:: Instructions to follow ::
Exclude the pictures and return every line exactly as written.

:: Data extract ::

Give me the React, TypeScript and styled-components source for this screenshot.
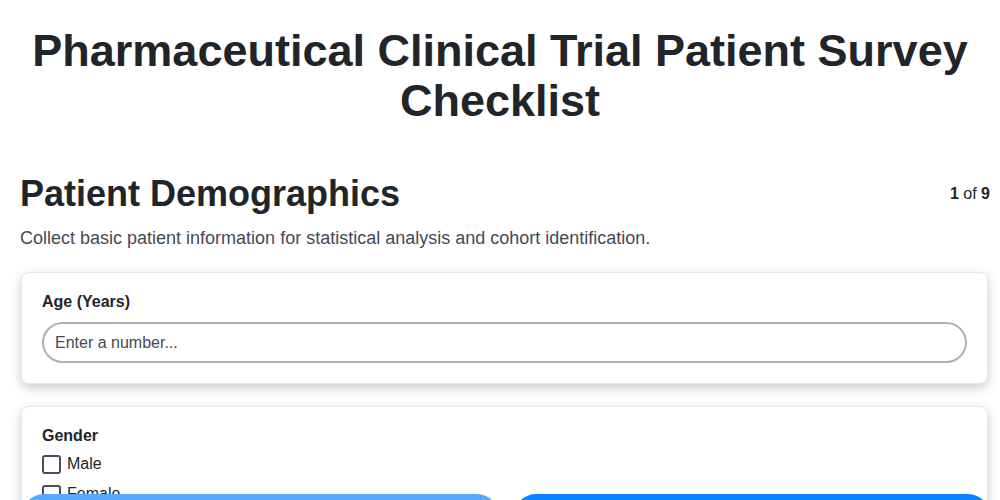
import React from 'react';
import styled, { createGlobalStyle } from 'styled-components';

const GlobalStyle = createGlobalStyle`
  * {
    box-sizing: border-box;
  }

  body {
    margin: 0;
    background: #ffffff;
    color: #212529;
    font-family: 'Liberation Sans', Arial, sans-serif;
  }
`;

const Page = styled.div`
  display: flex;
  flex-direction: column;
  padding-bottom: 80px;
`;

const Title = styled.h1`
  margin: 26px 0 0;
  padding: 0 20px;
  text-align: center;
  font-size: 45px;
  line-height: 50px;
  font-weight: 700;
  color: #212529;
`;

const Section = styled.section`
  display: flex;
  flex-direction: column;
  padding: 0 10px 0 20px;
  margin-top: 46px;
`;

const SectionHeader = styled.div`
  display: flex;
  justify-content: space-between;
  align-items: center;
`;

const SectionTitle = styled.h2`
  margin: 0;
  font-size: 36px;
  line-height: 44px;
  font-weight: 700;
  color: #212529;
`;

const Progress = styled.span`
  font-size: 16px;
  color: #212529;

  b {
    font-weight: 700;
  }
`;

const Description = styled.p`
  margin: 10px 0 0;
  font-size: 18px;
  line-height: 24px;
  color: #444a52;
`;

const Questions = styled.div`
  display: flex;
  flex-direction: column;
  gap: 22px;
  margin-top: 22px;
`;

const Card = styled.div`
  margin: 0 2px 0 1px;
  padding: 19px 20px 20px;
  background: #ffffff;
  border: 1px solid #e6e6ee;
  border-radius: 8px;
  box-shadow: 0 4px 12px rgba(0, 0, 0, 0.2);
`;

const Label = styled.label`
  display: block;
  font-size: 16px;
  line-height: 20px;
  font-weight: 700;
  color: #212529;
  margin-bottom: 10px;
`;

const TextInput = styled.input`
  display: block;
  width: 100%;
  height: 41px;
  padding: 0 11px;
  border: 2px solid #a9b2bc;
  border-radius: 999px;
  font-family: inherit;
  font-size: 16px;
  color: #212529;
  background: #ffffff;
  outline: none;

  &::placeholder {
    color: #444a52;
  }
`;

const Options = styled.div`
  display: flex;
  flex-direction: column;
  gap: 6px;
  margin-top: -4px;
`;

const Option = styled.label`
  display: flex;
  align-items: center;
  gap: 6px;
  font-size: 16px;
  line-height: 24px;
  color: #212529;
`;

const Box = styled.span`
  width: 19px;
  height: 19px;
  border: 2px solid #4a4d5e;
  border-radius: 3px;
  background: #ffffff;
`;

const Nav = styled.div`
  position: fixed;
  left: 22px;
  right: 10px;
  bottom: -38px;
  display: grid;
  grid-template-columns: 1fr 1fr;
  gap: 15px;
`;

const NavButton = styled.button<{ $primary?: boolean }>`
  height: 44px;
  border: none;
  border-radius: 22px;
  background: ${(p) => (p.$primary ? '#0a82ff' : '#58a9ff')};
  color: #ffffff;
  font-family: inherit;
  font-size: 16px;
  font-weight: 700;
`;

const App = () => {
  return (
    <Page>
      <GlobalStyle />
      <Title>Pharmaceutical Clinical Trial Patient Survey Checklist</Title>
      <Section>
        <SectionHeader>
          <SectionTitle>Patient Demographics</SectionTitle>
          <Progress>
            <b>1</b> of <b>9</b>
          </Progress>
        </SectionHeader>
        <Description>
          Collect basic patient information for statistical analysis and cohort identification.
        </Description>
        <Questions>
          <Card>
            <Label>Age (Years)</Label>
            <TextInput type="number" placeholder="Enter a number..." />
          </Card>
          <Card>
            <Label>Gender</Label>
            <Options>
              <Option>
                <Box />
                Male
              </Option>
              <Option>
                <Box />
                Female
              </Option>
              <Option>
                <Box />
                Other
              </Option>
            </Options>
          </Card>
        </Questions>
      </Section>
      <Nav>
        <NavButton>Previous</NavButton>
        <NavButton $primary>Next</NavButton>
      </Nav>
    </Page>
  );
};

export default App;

:: Result of this exercise ::
Give me the React, TypeScript and styled-components source for this screenshot.
import React from 'react';
import styled, { createGlobalStyle } from 'styled-components';

const GlobalStyle = createGlobalStyle`
  * {
    box-sizing: border-box;
  }

  body {
    margin: 0;
    background: #ffffff;
    color: #212529;
    font-family: 'Liberation Sans', Arial, sans-serif;
  }
`;

const Page = styled.div`
  display: flex;
  flex-direction: column;
  padding-bottom: 80px;
`;

const Title = styled.h1`
  margin: 26px 0 0;
  padding: 0 20px;
  text-align: center;
  font-size: 45px;
  line-height: 50px;
  font-weight: 700;
  color: #212529;
`;

const Section = styled.section`
  display: flex;
  flex-direction: column;
  padding: 0 10px 0 20px;
  margin-top: 46px;
`;

const SectionHeader = styled.div`
  display: flex;
  justify-content: space-between;
  align-items: center;
`;

const SectionTitle = styled.h2`
  margin: 0;
  font-size: 36px;
  line-height: 44px;
  font-weight: 700;
  color: #212529;
`;

const Progress = styled.span`
  font-size: 16px;
  color: #212529;

  b {
    font-weight: 700;
  }
`;

const Description = styled.p`
  margin: 10px 0 0;
  font-size: 18px;
  line-height: 24px;
  color: #444a52;
`;

const Questions = styled.div`
  display: flex;
  flex-direction: column;
  gap: 22px;
  margin-top: 22px;
`;

const Card = styled.div`
  margin: 0 2px 0 1px;
  padding: 19px 20px 20px;
  background: #ffffff;
  border: 1px solid #e6e6ee;
  border-radius: 8px;
  box-shadow: 0 4px 12px rgba(0, 0, 0, 0.2);
`;

const Label = styled.label`
  display: block;
  font-size: 16px;
  line-height: 20px;
  font-weight: 700;
  color: #212529;
  margin-bottom: 10px;
`;

const TextInput = styled.input`
  display: block;
  width: 100%;
  height: 41px;
  padding: 0 11px;
  border: 2px solid #a9b2bc;
  border-radius: 999px;
  font-family: inherit;
  font-size: 16px;
  color: #212529;
  background: #ffffff;
  outline: none;

  &::placeholder {
    color: #444a52;
  }
`;

const Options = styled.div`
  display: flex;
  flex-direction: column;
  gap: 6px;
  margin-top: -4px;
`;

const Option = styled.label`
  display: flex;
  align-items: center;
  gap: 6px;
  font-size: 16px;
  line-height: 24px;
  color: #212529;
`;

const Box = styled.span`
  width: 19px;
  height: 19px;
  border: 2px solid #4a4d5e;
  border-radius: 3px;
  background: #ffffff;
`;

const Nav = styled.div`
  position: fixed;
  left: 22px;
  right: 10px;
  bottom: -38px;
  display: grid;
  grid-template-columns: 1fr 1fr;
  gap: 15px;
`;

const NavButton = styled.button<{ $primary?: boolean }>`
  height: 44px;
  border: none;
  border-radius: 22px;
  background: ${(p) => (p.$primary ? '#0a82ff' : '#58a9ff')};
  color: #ffffff;
  font-family: inherit;
  font-size: 16px;
  font-weight: 700;
`;

const App = () => {
  return (
    <Page>
      <GlobalStyle />
      <Title>Pharmaceutical Clinical Trial Patient Survey Checklist</Title>
      <Section>
        <SectionHeader>
          <SectionTitle>Patient Demographics</SectionTitle>
          <Progress>
            <b>1</b> of <b>9</b>
          </Progress>
        </SectionHeader>
        <Description>
          Collect basic patient information for statistical analysis and cohort identification.
        </Description>
        <Questions>
          <Card>
            <Label>Age (Years)</Label>
            <TextInput type="number" placeholder="Enter a number..." />
          </Card>
          <Card>
            <Label>Gender</Label>
            <Options>
              <Option>
                <Box />
                Male
              </Option>
              <Option>
                <Box />
                Female
              </Option>
              <Option>
                <Box />
                Other
              </Option>
            </Options>
          </Card>
        </Questions>
      </Section>
      <Nav>
        <NavButton>Previous</NavButton>
        <NavButton $primary>Next</NavButton>
      </Nav>
    </Page>
  );
};

export default App;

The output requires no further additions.